The Silent Losing Move

The Silent Losing Move

Avatar of Knivion
| 3

Not every chess game is decided by a loud blunder like a hung queen or a missed checkmate. Many games are lost much more quietly. A position can slowly collapse after a move that seems completely normal at first glance. That is the silent losing move.

A silent losing move is one that does not look immediately wrong but quietly weakens your position. It might loosen control of important squares, remove a key defender, or reduce your ability to fight back. Because nothing seems to “break” right away, it often goes unnoticed.

These moves are dangerous because they feel safe. There is no instant punishment, so the decision passes without alarm. But chess is not about how a position looks right after a move. It is about how the position changes over time, and small changes can build into serious problems.
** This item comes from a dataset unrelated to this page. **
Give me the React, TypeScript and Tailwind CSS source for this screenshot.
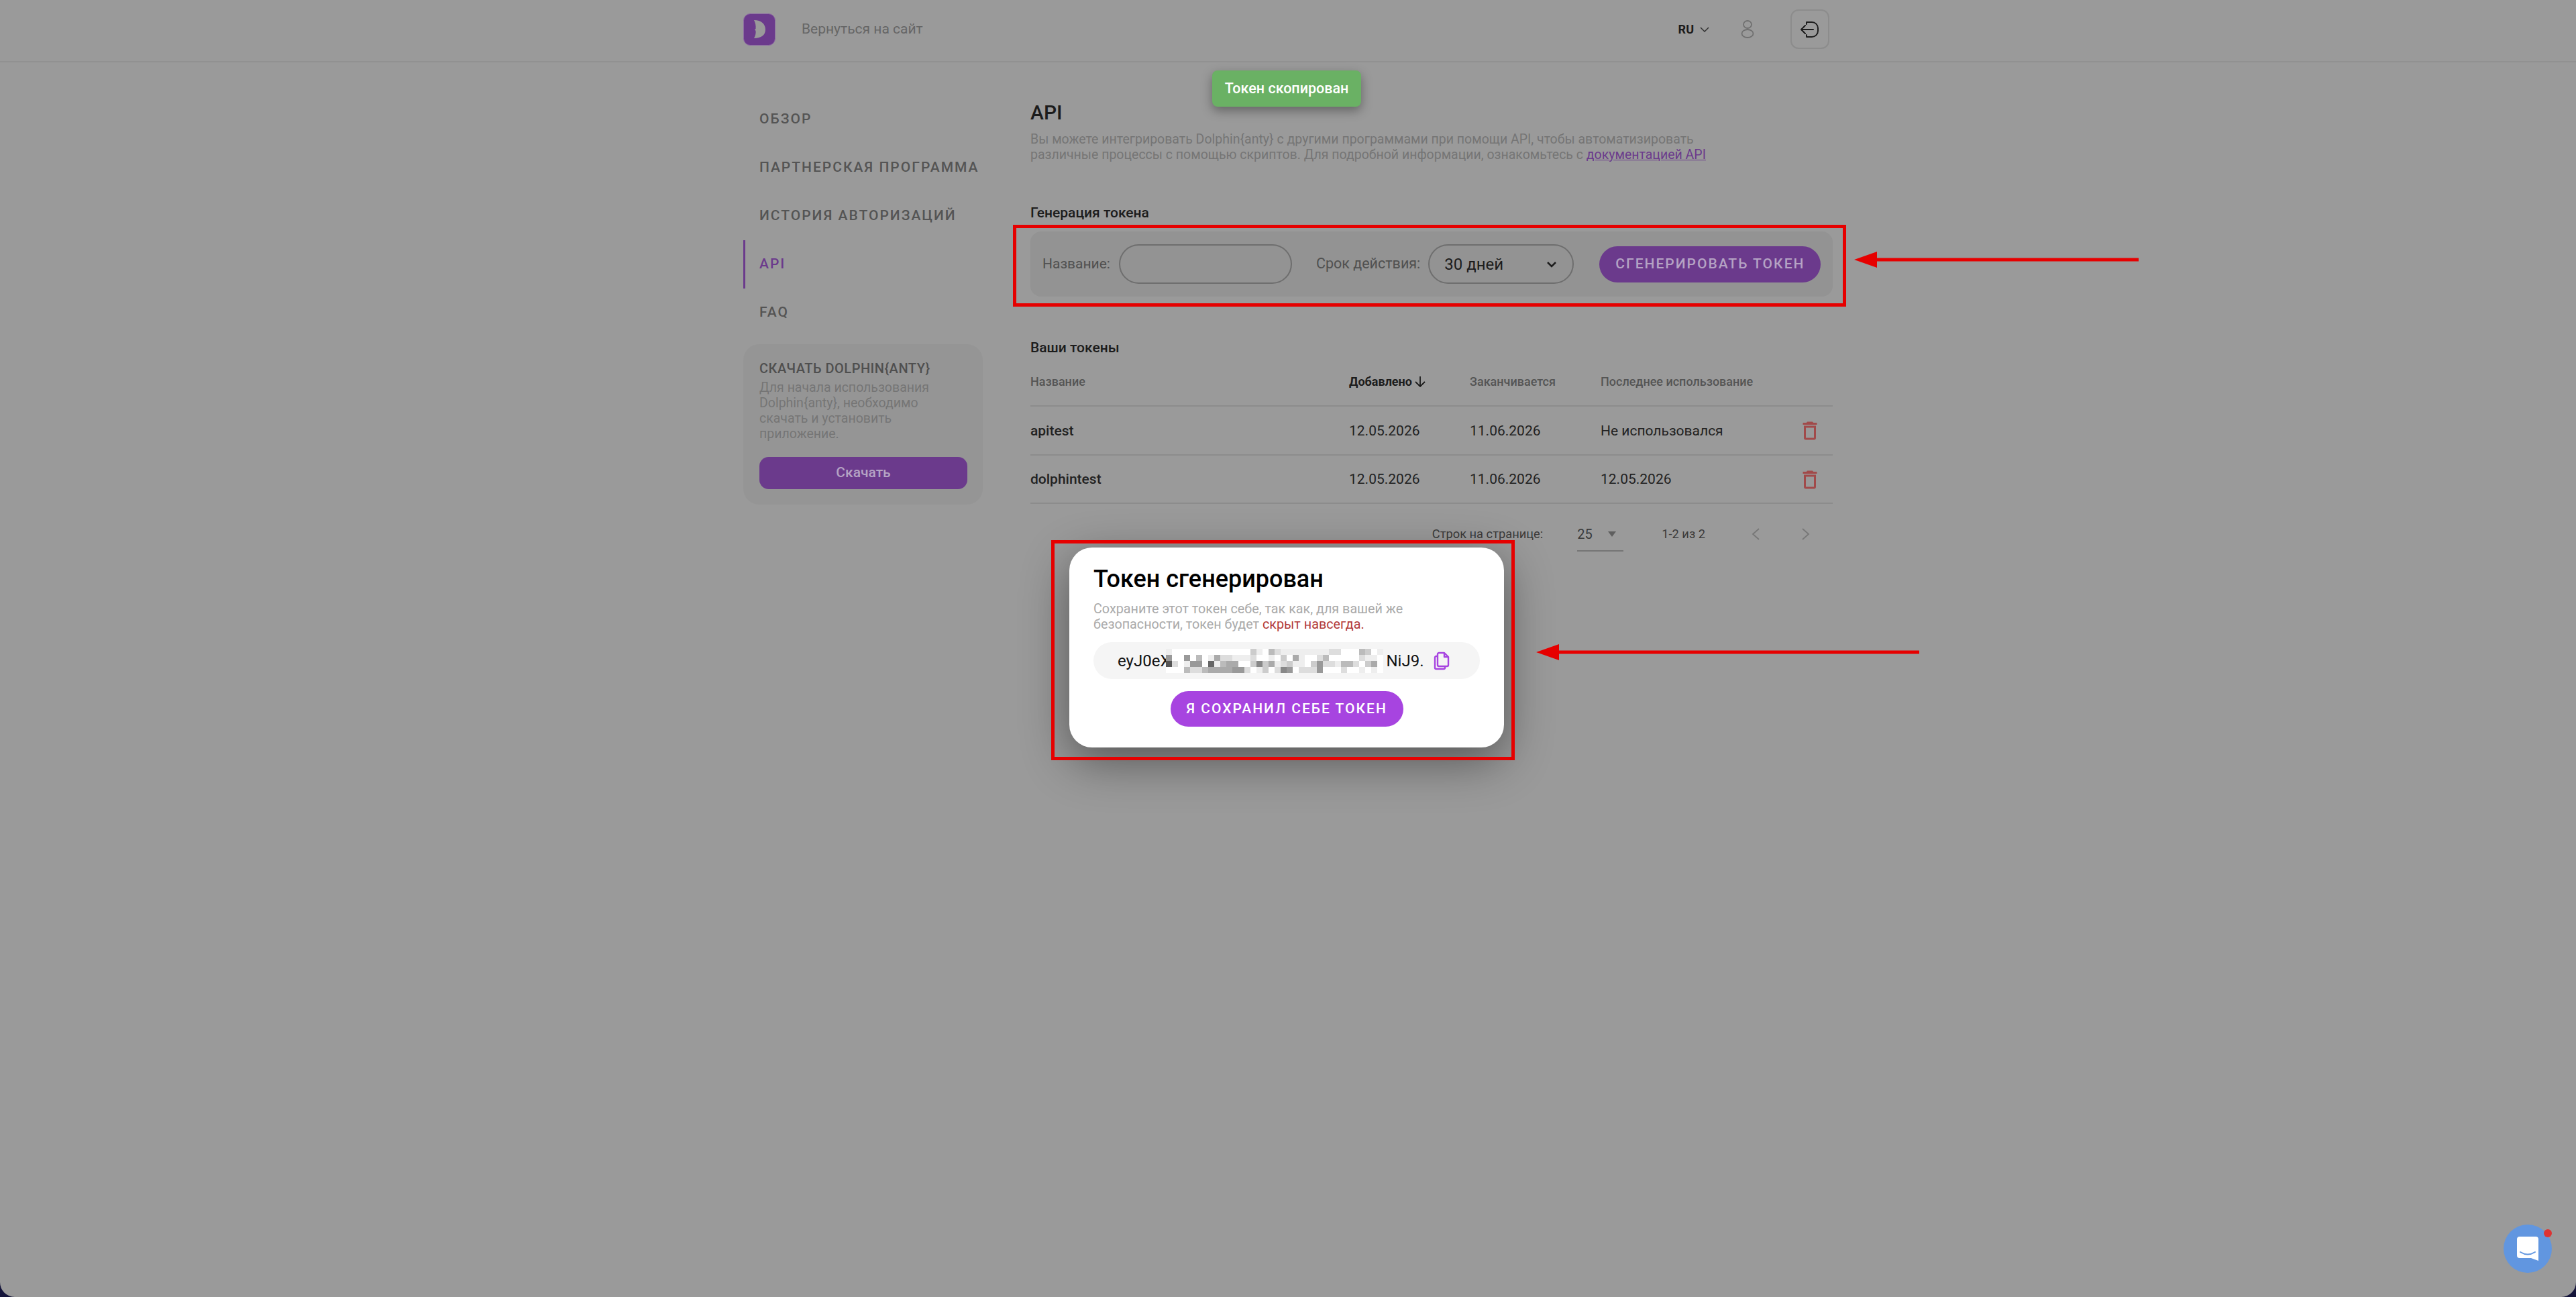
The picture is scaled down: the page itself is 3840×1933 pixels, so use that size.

Common examples include pushing pawns in front of your king too early, trading away a piece that was doing hidden defensive work, grabbing a pawn and falling behind in development, or focusing on your own plan while ignoring opponent activity. Each move may look harmless alone, but together they can slowly tilt the game.

The key to spotting them is asking simple questions before you move: what does my opponent gain, did I weaken my king, did I remove a defender, and did I open lines I cannot control? These checks help reveal dangers that are not obvious at first sight.

Most losses in chess are not explosions. They are quiet shifts in balance that go unnoticed until it is too late. Learning to recognize silent losing moves turns those quiet mistakes into visible warnings, giving you a much better chance to keep the position stable and under control.